The cream of the crop, including the chairperson of the National
Human Rights Commission (oh, the irony!) are involved in the selection
process. In fact, a previous version (1.9, apparently) proposed former
Magsaysay award winners and Nobel laureates “of Indian origin” to be
members of this selection committee. The good news is that they have
been shoved aside to accommodate “retired army personnel who are five
star generals”. It is unclear if they asked the 92-year-old Marshal of
the Air Force, Arjan Singh, before adding this post to the list,
considering he’s the only living five star general we have.

 

Any person can propose the name of a deserving candidate to be
appointed to the Lok Pal, and after initial sifting by the selection
committee, the person recommending a candidate has to provide material
to support his nomination. Thereafter, the names will be put up on the
Internet to solicit public feedback, and the committee can also use “any
means” to collect more information about the background and past
achievements of the shortlisted candidates. Lok Pal members are
appointed by the President of India.

 

So despite all of this, if a member is found being
less-than-unimpeachable, the Supreme Court of India—yes, the highly
overburdened final court of appeal and protector of the Constitution—in a
bench of five judges, no less (normally known as a “constitutional
bench”), will have to conduct the inquiry.

 

However absurd an allegation, the Act specifically bars the Supreme
Court from dismissing the petition at the threshold stage. The Supreme
Court can order a report of “investigation” by a Special Investigation
Team and can bench the allegedly errant member while such inquiry is
being conducted. If someone makes a false complaint, they can be
punished with fine and imprisonment.

 

There is, however, no appeal for a member who may have been wrongly
dismissed. Neither is there is any discretion left with either the Prime
Minister or the President of India to withhold the person’s removal.
So, the President can refuse to sign bills passed by both houses of
Parliament, refuse to sign orders of impeachment of Supreme Court
judges, commute a sentence of death which could have been upheld by four
different courts (including two benches of the Supreme Court in appeal
and review), but she must remove a member of the Lok Pal on the
recommendation of the Sup
reme Court.

 

Moving on. What does this wonderfully constituted Committee get to do, anyway?

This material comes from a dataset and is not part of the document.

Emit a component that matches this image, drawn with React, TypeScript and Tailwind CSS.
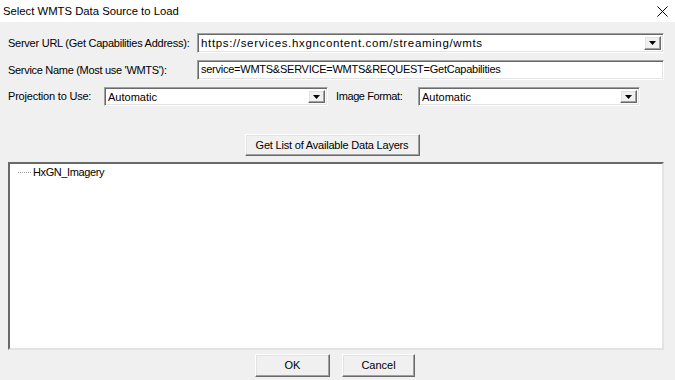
import React from 'react';

const sunken =
  'border border-t-[#a0a0a0] border-l-[#a0a0a0] border-r-white border-b-white shadow-[inset_1px_1px_0_#696969,inset_-1px_-1px_0_#e3e3e3]';
const raised =
  'border border-t-white border-l-white border-r-[#696969] border-b-[#696969] shadow-[inset_-1px_-1px_0_#a0a0a0,inset_1px_1px_0_#e3e3e3] bg-[#f0f0f0]';

const DropButton: React.FC = () => (
  <div className={`${raised} w-[17px] h-full flex items-center justify-center shrink-0`}>
    <svg width="7" height="4" viewBox="0 0 7 4">
      <path d="M0 0h7L3.5 4z" fill="#000" />
    </svg>
  </div>
);

const Combo: React.FC<{ value: string; className: string; textClass?: string }> = ({
  value,
  className,
  textClass = '',
}) => (
  <div className={`${sunken} bg-white flex items-stretch p-[2px] ${className}`}>
    <div className={`flex-1 pl-[1px] leading-[14px] whitespace-nowrap overflow-hidden ${textClass}`}>{value}</div>
    <DropButton />
  </div>
);

const App: React.FC = () => {
  return (
    <div
      className="w-[675px] h-[380px] flex flex-col overflow-hidden text-[11px] text-black bg-[#f0f0f0]"
      style={{ fontFamily: '"Liberation Sans", Arial, sans-serif' }}
    >
      {/* title bar */}
      <div className="h-[22px] bg-white flex items-center justify-between pl-[3px] pr-[7px] shrink-0">
        <span className="text-[11.3px] text-black">Select WMTS Data Source to Load</span>
        <svg width="11" height="11" viewBox="0 0 11 11">
          <path d="M0.5 0.5l10 10M10.5 0.5l-10 10" stroke="#000" strokeWidth="1" />
        </svg>
      </div>

      <div className="flex flex-col pl-[8px] pr-[11px] pt-[11px]">
        <div className="flex items-center h-[20px]">
          <span className="w-[189px] shrink-0 whitespace-nowrap tracking-[-0.25px]">
            Server URL (Get Capabilities Address):
          </span>
          <Combo
            value="https://services.hxgncontent.com/streaming/wmts"
            className="w-[467px] h-[20px]"
            textClass="text-[11.5px] tracking-[0.65px]"
          />
        </div>

        <div className="flex items-center h-[20px] mt-[7px]">
          <span className="w-[189px] shrink-0 whitespace-nowrap tracking-[-0.3px]">
            Service Name (Most use 'WMTS'):
          </span>
          <div className={`${sunken} bg-white w-[467px] h-[20px] pl-[3px] leading-[16px] tracking-[-0.25px]`}>
            service=WMTS&amp;SERVICE=WMTS&amp;REQUEST=GetCapabilities
          </div>
        </div>

        <div className="flex items-center h-[19px] mt-[7px]">
          <span className="w-[96px] shrink-0 whitespace-nowrap tracking-[-0.2px]">Projection to Use:</span>
          <Combo value="Automatic" className="w-[224px] h-[19px]" />
          <span className="ml-[8px] w-[82px] shrink-0 whitespace-nowrap tracking-[-0.4px]">Image Format:</span>
          <Combo value="Automatic" className="w-[222px] h-[19px]" />
        </div>

        <div className="flex justify-center mt-[28px]">
          <button className={`${raised} w-[175px] h-[22px] ml-[-8px] text-[11px] tracking-[-0.2px]`}>
            Get List of Available Data Layers
          </button>
        </div>

        <div className="mt-[6px] w-[656px] h-[188px] bg-white border-2 border-t-[#696969] border-l-[#696969] border-r-[#e3e3e3] border-b-[#e3e3e3] pl-[8px]">
          <div className="flex items-center">
            <span className="w-[13px] border-t border-dotted border-[#a0a0a0] mr-[2px]" />
            <span className="tracking-[-0.4px]">HxGN_Imagery</span>
          </div>
        </div>

        <div className="flex mt-[4px] pl-[247px] gap-[12px]">
          <button className={`${raised} w-[75px] h-[23px] text-[11px]`}>OK</button>
          <button className={`${raised} w-[73px] h-[23px] text-[11px]`}>Cancel</button>
        </div>
      </div>
    </div>
  );
};

export default App;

According to the Bill, the Lok Pal shall be responsible for receiving
complaints for offences under the PoCA, or for “misconduct” which
includes “vigilance angle” which in turn includes the very carefully
worded “Gross or willful negligence; recklessness in decision
making; blatant violations of systems and procedures; exercise of
discretion in excess where no ostensible/public interest is evident;
failure to keep the controlling authority/superiors informed in time”.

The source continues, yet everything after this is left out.